Auf der Homeoffinsel (18)

Donnerstag, 18. Februar 2021, 7 Uhr

Heute mache ich frei. Sobald die Sonne aufgegangen ist, miete ich ein Bike und radle chly durch die Berge im Hinterland von Playa del Inglés. Meine Wetter-App sagt laue Lüftchen bei plusminus 20 Grad voraus. 80 bis 100 Kilometer müssten also drinliegen.

Die wild-karge Schönheit der Landschaft jenseits der zugebauten Zentren imponierte mir schon vor anderthalb Jahren, als ich mit meinem Freund Martin über den fast 2000 Meter über Meer gelegenen Pico de las Nieves zur Nordküste der Insel autofuhr. Obwohl wir nur wenige Stunden unterwegs waren, erschien uns der Ausflug wie eine Reise in eine andere Welt.

Wenn ich mich gerade so an jene Ferien erinnere: Einmal lagen wir am Pool unseres Hotels. Um uns herum fläzten sich Dutzende von Deutschen, Dänen, Holländern und Schweizern an der Sonne.

Der Reiseveranstalter Thomas Cook war damals gerade pleitegegangen, was sich auch auf die Gästezahlen in Gran Canaria auswirkte. Irgendwann sagte einer von uns beiden, „stell dir mal vor, was hier loswäre, wenn von heute auf morgen keine Touristen mehr kommen würden“.

Aber der Gedanke erschien uns zu absurd, um ihn lange diskutieren zu wollen.

Auf der Homeoffinsel (17)

Mittwoch, 17. Februar 2021, 6.35 Uhr

Im Zimmer neben mir lebt seit Sonntag ein junges Paar. Woher die beiden kommen, wie sie heissen, wohin sie nach ihren Ferien zurückkehren: ich habe keine Ahnung.

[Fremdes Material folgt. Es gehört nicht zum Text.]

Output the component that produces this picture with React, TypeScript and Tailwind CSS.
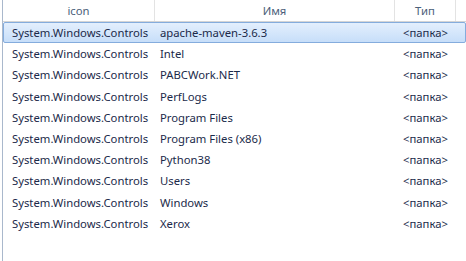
const rows = [
  'apache-maven-3.6.3',
  'Intel',
  'PABCWork.NET',
  'PerfLogs',
  'Program Files',
  'Program Files (x86)',
  'Python38',
  'Users',
  'Windows',
  'Xerox',
];

function App() {
  return (
    <div
      className="w-[466px] h-[261px] bg-white overflow-hidden text-[11.3px]"
      style={{ fontFamily: '"Noto Sans", "DejaVu Sans", sans-serif' }}
    >
      <div className="ml-[2px] h-full border-l border-[#a9b8cc] flex flex-col">
        {/* Header */}
        <div className="flex h-[22px] border-b border-[#d5d5d5] text-[#4c607a] leading-[21px] shrink-0">
          <div className="w-[152px] text-center border-r border-[#e3e3e3]">icon</div>
          <div className="w-[240px] text-center border-r border-[#e3e3e3]">Имя</div>
          <div className="w-[61px] text-center border-r border-[#e3e3e3]">Тип</div>
          <div className="flex-1" />
        </div>

        {/* Rows */}
        <div className="flex flex-col text-[#1b2a4a]">
          {rows.map((name, i) => (
            <div
              key={name}
              className={`flex h-[21.2px] items-center leading-[19px] border rounded-[2px] ${
                i === 0
                  ? 'border-[#84acdd] bg-gradient-to-b from-[#e3effd] to-[#c7def9]'
                  : 'border-transparent'
              }`}
            >
              <div className="w-[152px] pl-[8px] whitespace-nowrap">System.Windows.Controls</div>
              <div className="w-[240px] pl-[4px] whitespace-nowrap">{name}</div>
              <div className="w-[61px] pl-[7px] whitespace-nowrap">&lt;папка&gt;</div>
            </div>
          ))}
        </div>
      </div>
    </div>
  );
}

export default App;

Was ich weiss, ist, dass sie ihre Unterkunft nur ungerne verlassen. Nach dem Auspacken und Einräumen planschten sie im Pool. Vorgestern schleppten sie aus dem Supermarkt gegenüber drei Plastiksäcke voller Lebensmittel und Getränke an.

Doch so selten ich den Mann und die Frau auch sehe: akustisch sind sie in meinem Leben durchaus präsent.

Zigmal frönen sie täg- und nächtlich Tätigkeiten, die einst mit „sich beiwohnen“ umschrieben wurden. Leider ist auch dieser schöne Begriff dem kollektiven Vergessen anheimgefallen. Drum, auf gut Neudeutsch: sie kopulieren.

Das geht nie emissionslos vonstatten, wobei: er ist mehr der stille Geniesser, während sie ihre Lautsprecher ab einem gewissen Punkt bis zum Anschlag aufdreht. Sallys Performance für Harry wirkt im Vergleich dazu wie eine pantomimische Einlage.

Kurz danach tappt einer oder eine der beiden zum Kühlschrank. Dann unterhalten sie sich; ob es sich bei diesen Gesprächen um Manöverkritiken oder Afterwork-Smalltalks handelt, entzieht sich meiner Kenntnis, weil ich ihre Sprache nicht verstehe. Im Hintergrund läuft meist spanischer (und gar nicht so übler) Rap-Hiphop.

Heute Morgen ist es in 1210 allerdings schon stundenlang still; to-ten-still.

Als leicht beunruhigter Nachbar frage ich mich, was man in einer solchen Situation unternimmt.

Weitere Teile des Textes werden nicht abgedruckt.